Agradezco la ayuda de quienes contribuyeron a fortalecer mi confianza en Dios, entendí que no era culpa de nadie, comprendí que la enfermedad es también una oportunidad para unir a las personas.

Por Instituto de Ciencias para la Familia. 23 junio, 2021. Publicado en El Tiempo

Artículo escrito por la Lic. Patricia Agüero.

Siempre recordaré aquella tarde de julio. Luego de los exámenes correspondientes, nos confirmaron que mi padre tenía cáncer en estadio IV; aunque los resultados fueron devastadores, mis hermanos y yo deseábamos asumir con serenidad la noticia y transmitirle tranquilidad y optimismo. Lo único que estaba claro era que debía iniciar cuanto antes el tratamiento. Sentí un profundo dolor, a pesar de mi fe, me costaba mucho asimilar la posibilidad de su partida.

¿Acaso debí estar más pendiente de sus dolencias?, ¿por qué no fuimos al oncólogo antes?, ¿habré sido una buena hija? En el fondo me culpaba por haber ignorado que el cáncer, silenciosamente, estaba acabando con la vida de mi padre. Agradezco la ayuda de quienes contribuyeron a fortalecer mi confianza en Dios, entendí que no era culpa de nadie, comprendí que la enfermedad es también una oportunidad para unir a las personas, no solo con el paciente, sino también a la familia que lo acompaña.

Mirar los problemas y las dificultades como un tiempo para amar más es una experiencia transformadora. Ver como mi padre fuerte, erguido, alegre, poco a poco se fue debilitando, hasta hacerse plenamente dependiente de las personas que lo cuidábamos, fue una lección de vida. Las pastillas, los parches, las inyecciones para el dolor que era cada vez más intenso, serían pronto parte de su rutina que aceptaba sin queja alguna. La enfermedad es fuente de virtud, eso es lo que nos enseñó. Cuánto habrá ofrecido por quienes le queremos.

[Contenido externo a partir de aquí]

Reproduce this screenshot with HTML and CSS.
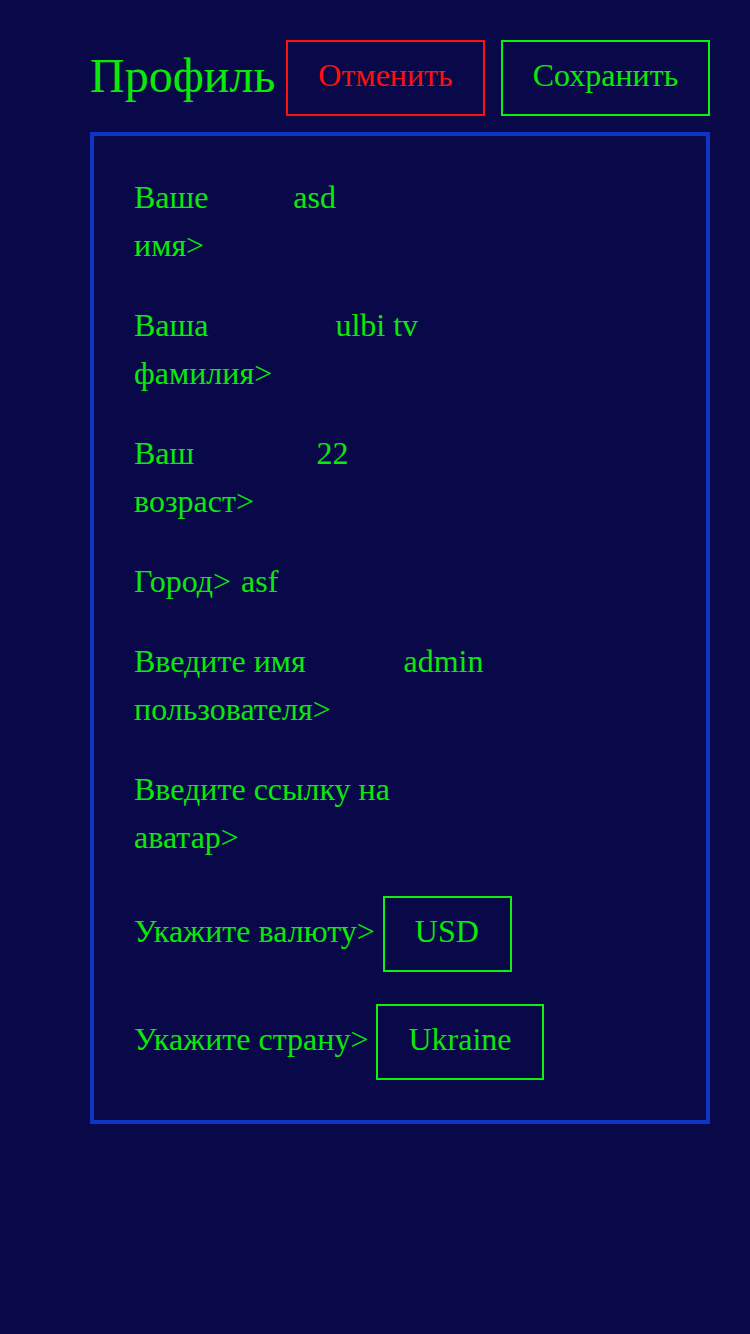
FILE: index.html
```html
<!DOCTYPE html>
<html lang="ru">
<head>
<meta charset="utf-8">
<title>Профиль</title>
<link rel="stylesheet" href="styles.css">
</head>
<body>
<div class="page">
  <header class="header">
    <h1 class="title">Профиль</h1>
    <button class="btn btn-cancel">Отменить</button>
    <button class="btn btn-save">Сохранить</button>
  </header>
  <section class="card">
    <div class="field">
      <span class="label">Ваше имя&gt;</span>
      <input class="input" value="asd">
    </div>
    <div class="field">
      <span class="label">Ваша фамилия&gt;</span>
      <input class="input" value="ulbi tv">
    </div>
    <div class="field">
      <span class="label">Ваш возраст&gt;</span>
      <input class="input" value="22">
    </div>
    <div class="field">
      <span class="label">Город&gt;</span>
      <input class="input" value="asf">
    </div>
    <div class="field">
      <span class="label">Введите имя пользователя&gt;</span>
      <input class="input" value="admin">
    </div>
    <div class="field">
      <span class="label">Введите ссылку на аватар&gt;</span>
      <input class="input" value="">
    </div>
    <div class="field field-select">
      <span class="label label-nowrap">Укажите валюту&gt;</span>
      <select class="select"><option>USD</option></select>
    </div>
    <div class="field field-select">
      <span class="label label-nowrap">Укажите страну&gt;</span>
      <select class="select"><option>Ukraine</option></select>
    </div>
  </section>
</div>
</body>
</html>
```
FILE: styles.css
```css
html, body {
  margin: 0;
  padding: 0;
  background: #090848;
  min-height: 100%;
}
body {
  font-family: "Liberation Serif", "Times New Roman", serif;
  color: #0be80b;
}
.page {
  padding: 40px 40px 40px 90px;
}
.header {
  display: flex;
  align-items: center;
  gap: 16px;
  margin-bottom: 16px;
}
.title {
  margin: 0 -5px 4px 0;
  font-size: 48px;
  font-weight: normal;
  line-height: 56px;
  color: #0be80b;
}
.btn {
  font-family: inherit;
  font-size: 32px;
  line-height: 48px;
  padding: 9px 30px 15px;
  background: transparent;
  border: 2px solid;
  cursor: pointer;
}
.btn-cancel {
  color: #ff0f0f;
  border-color: #ff0f0f;
}
.btn-save {
  color: #0be80b;
  border-color: #10f010;
}
.card {
  border: 4px solid #0c35c8;
  padding: 40px;
  display: flex;
  flex-direction: column;
  gap: 32px;
}
.field {
  display: flex;
  align-items: flex-start;
  font-size: 32px;
  line-height: 48px;
}
.label {
  flex: 0 1 auto;
  margin: -3px 0 3px;
}
.label-nowrap {
  white-space: nowrap;
}
.input {
  flex: 0 1 auto;
  width: 381px;
  min-width: 0;
  padding: 0 0 0 10px;
  margin: -3px 0 3px;
  border: none;
  outline: none;
  background: transparent;
  color: #0be80b;
  font-family: inherit;
  font-size: 32px;
  line-height: 48px;
  height: 48px;
}
.field-select {
  align-items: center;
  gap: 8px;
}
.select {
  -webkit-appearance: none;
  appearance: none;
  font-family: inherit;
  font-size: 32px;
  line-height: 48px;
  padding: 9px 30px 15px;
  margin: 0;
  background: transparent;
  color: #0be80b;
  border: 2px solid #10f010;
  border-radius: 0;
}
.select option {
  background: #090848;
}
```
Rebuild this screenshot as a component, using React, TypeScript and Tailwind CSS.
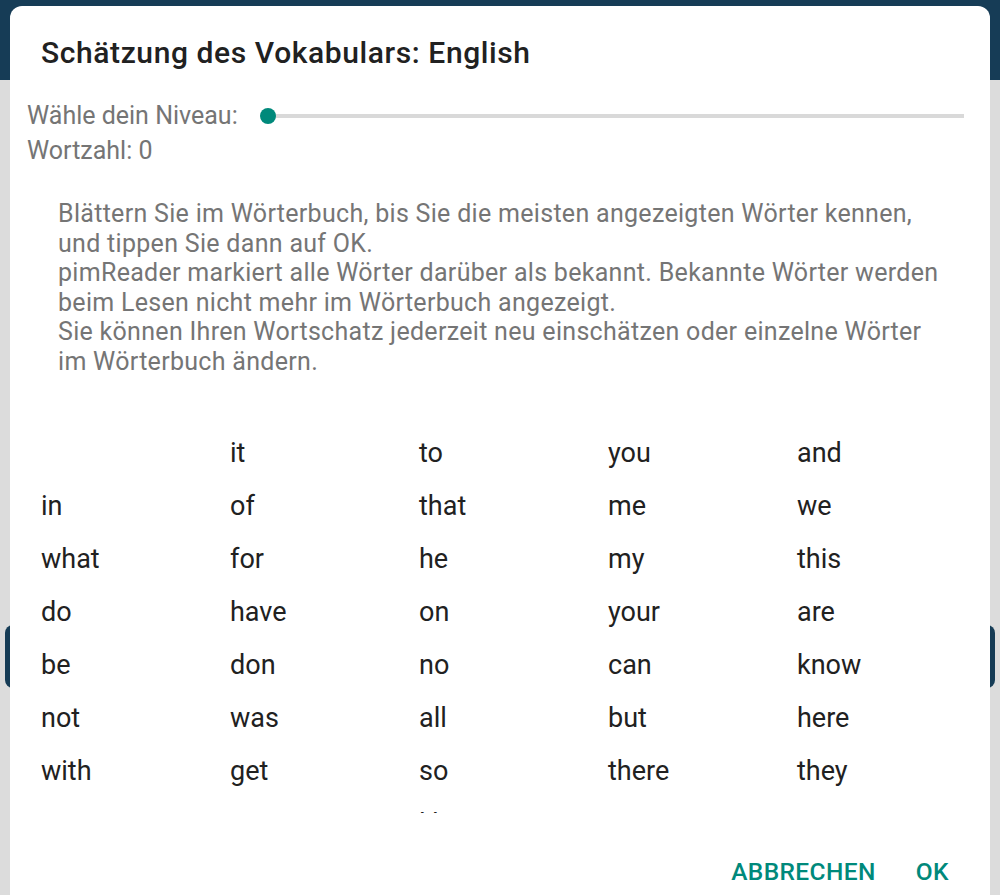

Después de algunos meses de lucha, mi padre se preparó para partir, recibió los sacramentos y se fue en paz. Tuvo a su esposa al lado, recibió el cariño de sus hermanos, de sus amigos y de sus tres hijos, hasta el momento de su último aliento, rezando y confiando para que Dios lo lleve al cielo. En estos tiempos de pandemia estas circunstancias han sido una bendición, pero ni qué decir su vida y su testimonio callado y auténtico.

Pienso que solo a medida que pasa el tiempo es cuando ponemos en valor a quienes amamos, y que, de la mano de la madurez humana, entendemos que la paz interior es posible, en medio de la alegría y también del dolor, y que el consuelo a veces tarda, pero llega cargado de una sabiduría nueva que marca la ruta de una vida más plena.

A quienes aún tienen a sus padres, aprovechen el tiempo de que disponen (para quien ama es siempre un recurso disponible) para escucharlos, abrazarlos y compartir; el tiempo no tiene retorno y no hay mayor dicha que el deber cumplido con quienes nos dieron la vida y son la raíz de nuestra historia.

Este es un artículo de opinión. Las ideas y opiniones expresadas aquí son de responsabilidad del autor.